In 2020, four years after Donald Trump promised Americans he would “build a wall” and make Mexico pay for it, the first formerly undocumented immigrant writer was nominated for the National Book Award. Karla Cornejo Villavicencio, whose anonymous essay for the Daily Beast that chronicled her experience as an DACA recipient and student at Harvard went viral in 2010, has penned a fascinating debut, The Undocumented Americans, which profiles immigrants across the country who know all to well the price of the American Dream. In her 2010 essay, Cornejo Villavicencio writes about the possibility of DACA being repealed, an event that would force her deportation, and while DACA was once again upheld in 2020 (not without significant resistance from the president and his colleagues), it is clear that the fear of ICE and immigration authorities, accompanied by the painful personal histories of undocumented immigrants living under the Trump presidency, will cause far-reaching damage beyond any of our comprehensions.
Cornejo Villavicencio began this book soon after the traumatic election night in 2016, when she and other immigrants and children of immigrants, knew that their lives were in immediate danger. In 2016, the topic of illegal immigration was at the forefront of the national conversation, as the ascendance of Donald Trump made clear. But Cornejo Villavicencio felt exhausted by media coverage surrounding immigration, by condescending stories written by out of touch journalists who were so unfamiliar with the community they were writing about. She writes that the book came from her desire to understand people outside of the media’s non-nuanced portrayals of them: “I wanted to tell the stories of people who work as day laborers. Housekeepers. Construction workers. Dog walkers. Delivery men. People who don’t inspire hashtags or t-shirts. But I wanted to learn about them as the weirdos we all are outside of our jobs.” She writes, “This book is for everybody who wants to step away from the buzzwords in immigration, the talking heads, the kids in graduation caps and gowns, and read about the people underground…Not heroes. Randoms. People. Characters.”
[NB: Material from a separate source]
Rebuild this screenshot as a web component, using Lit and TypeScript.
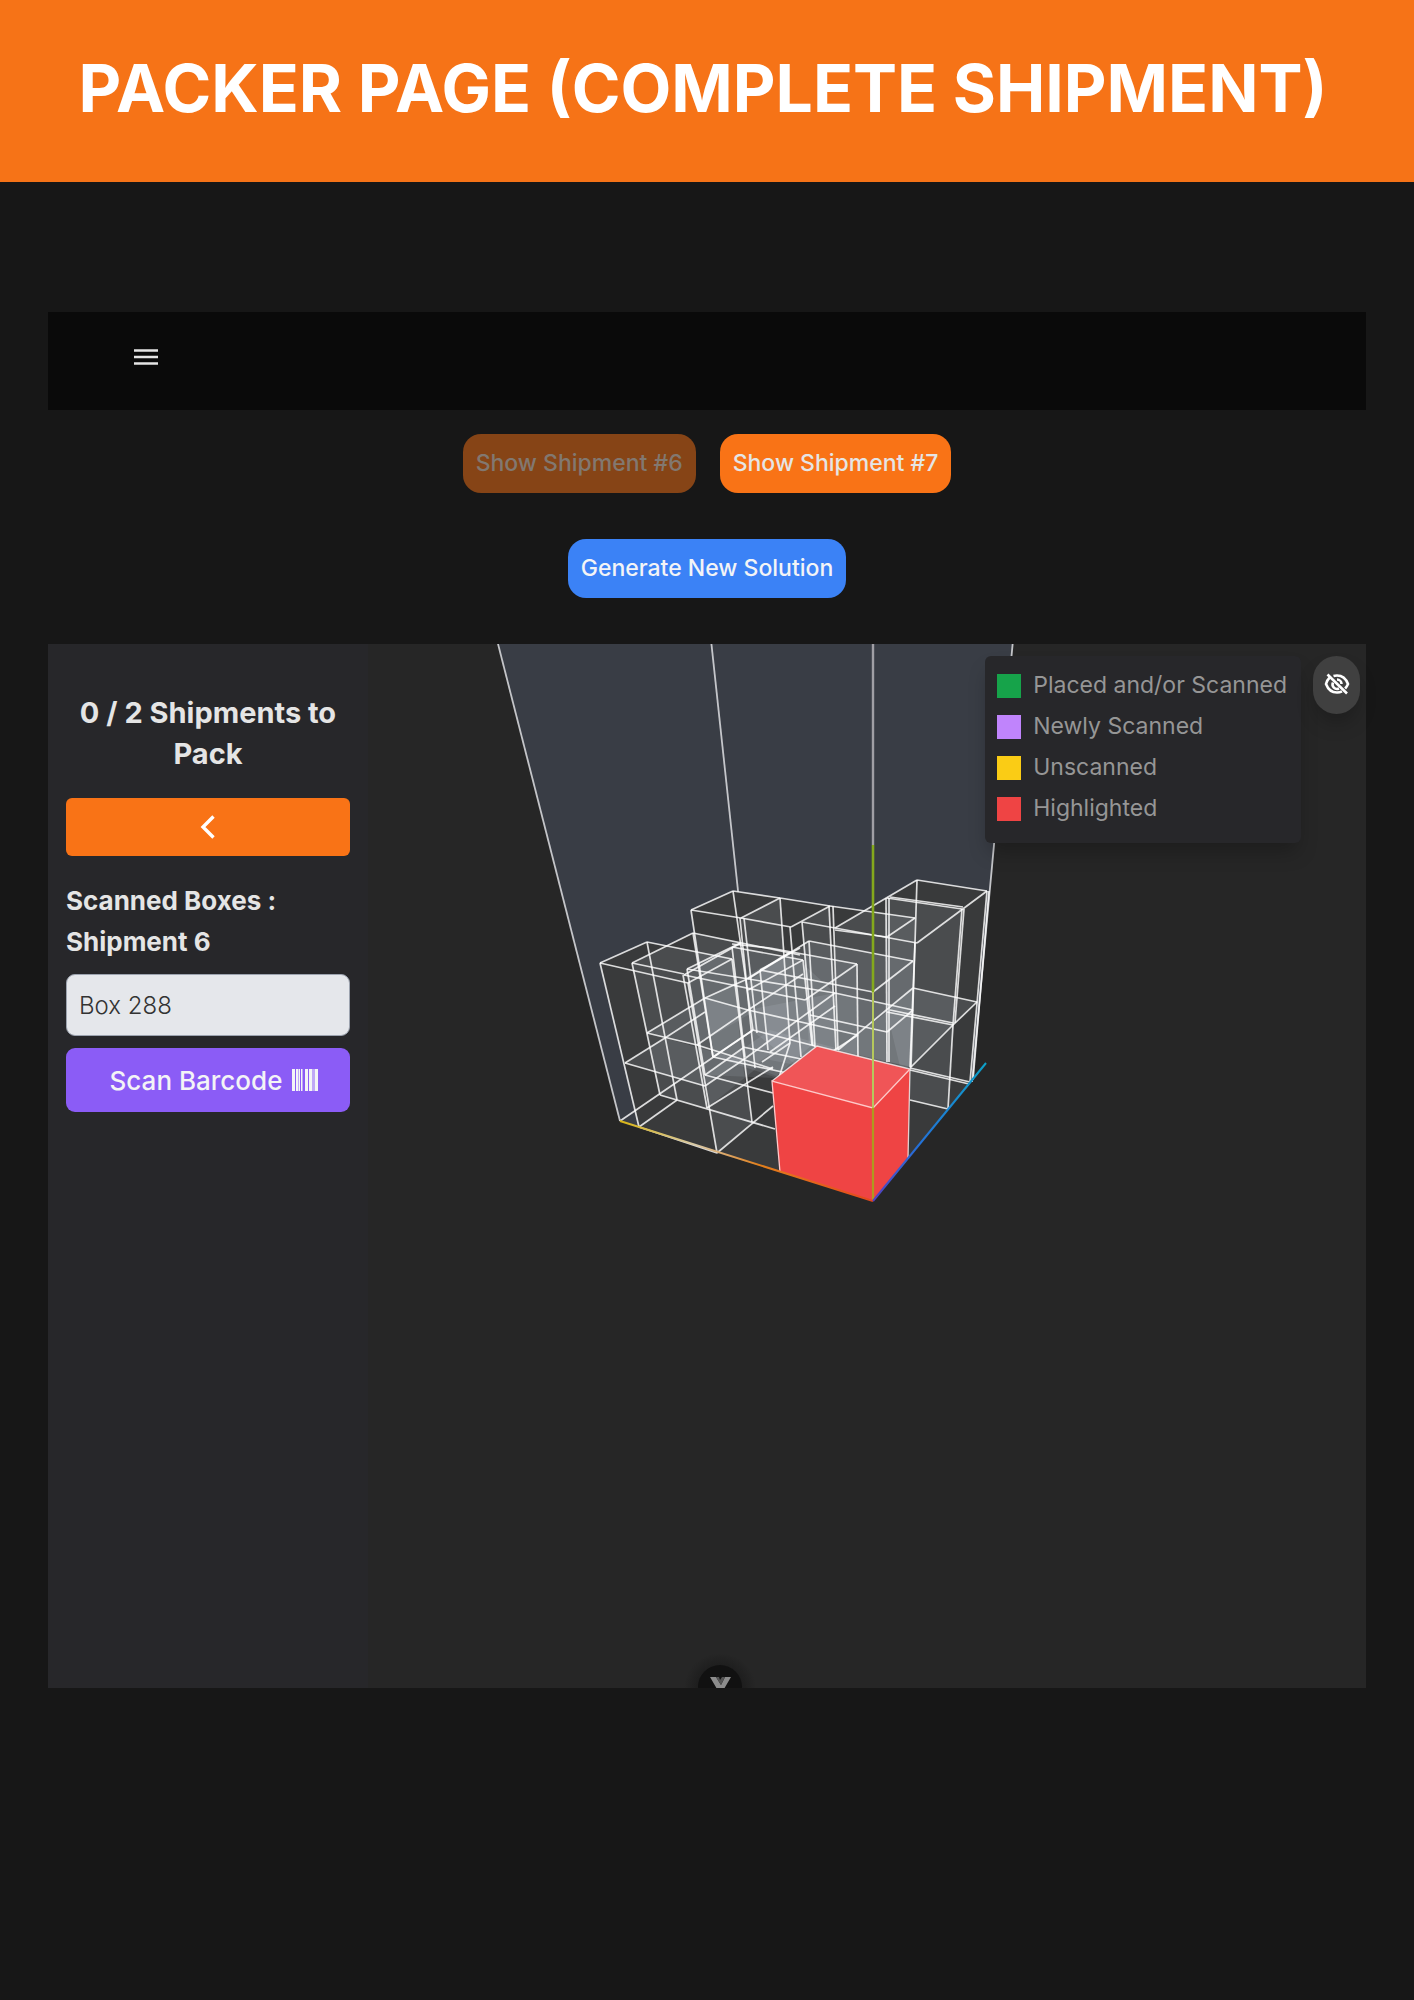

Cornejo Villavicencio, herself the daughter of immigrants from Ecuador, ingrains herself into immigrant communities in New York, Flint (Michigan), Miami, Cleveland, and New Haven (Connecticut). She speaks to day laborers in Staten Island, men who have been showing up to work freelance construction jobs around New York for decades, to women in Miami who have turned to alternative medicine due to their lack of healthcare, and to a family in Flint whose father was suddenly deported, leaving behind his wife and young children. She visits with a man who has taken up asylum in a church, confined to an attic room to avoid deportation. She weaves together her own family’s narrative with these stories: her hardworking father’s consistent mistreatment by employers, and her spirited mother’s desire to pave her own way in the world. While emotional distance is often valued in nonfiction reportage, it is Cornejo Villavicencio’s closeness to her subjects, her moving dedication to improving their lives, that makes this book so strong. It is a rare honest portrayal that strikes the perfect balance between nuanced reporting and deep intimacy.
In one chapter, titled Ground Zero, Cornejo Villavicencio writes about the immigrant day laborers who were bused to the Twin Towers on 9/11, who dug for bodies through all-encompassing dust and rubble. These people were not given proper protective equipment, many were cheated out of wages by their employers, and thus almost all of them suffer from lung diseases, cancer, or PTSD decades later. But of course, none of them are listed among the dead from that day, they have been all but forgotten by history, and excluded from aid programs that they qualify for. In an interview with CNN, Cornejo Villavicencio makes the connection between these laborers, these immigrants whose deaths were not recorded and thus not properly mourned, with the undocumented victims of COVID-19. She says, “In the spring in New York, the number of deaths of Latinos — many of them immigrants who were dying in ways that were completely undignified, like their bodies stuffed into frozen trucks on the street — and, you know, there were no obituaries, the majority of the country was not caring and choosing to ignore Covid because they knew the people who were dying were Black and brown. I saw the list that The New York Times printed of the people who died. And it reminded me of 9/11 and the incomplete list of the people who died on 9/11.”
The Undocumented Americans is a stunning book, with an emotional weight unlike many others. Reading it during the twilight days of the Trump presidency, I do feel some hope that the lives of the characters featured in this book will be improved under the next administration, but as history has taught us, we cannot prematurely celebrate. This book is a total rejection of damaging stereotypes, a dismantling of the liberal vision of these DREAMers and strivers, perfect immigrants that represent an ideal version of humanity. Cornejo Villavicencio has written a beautiful and provocative piece that gives a human face to issues of justice, identity politics, and borders, one that trades tired clichés for devastating realities.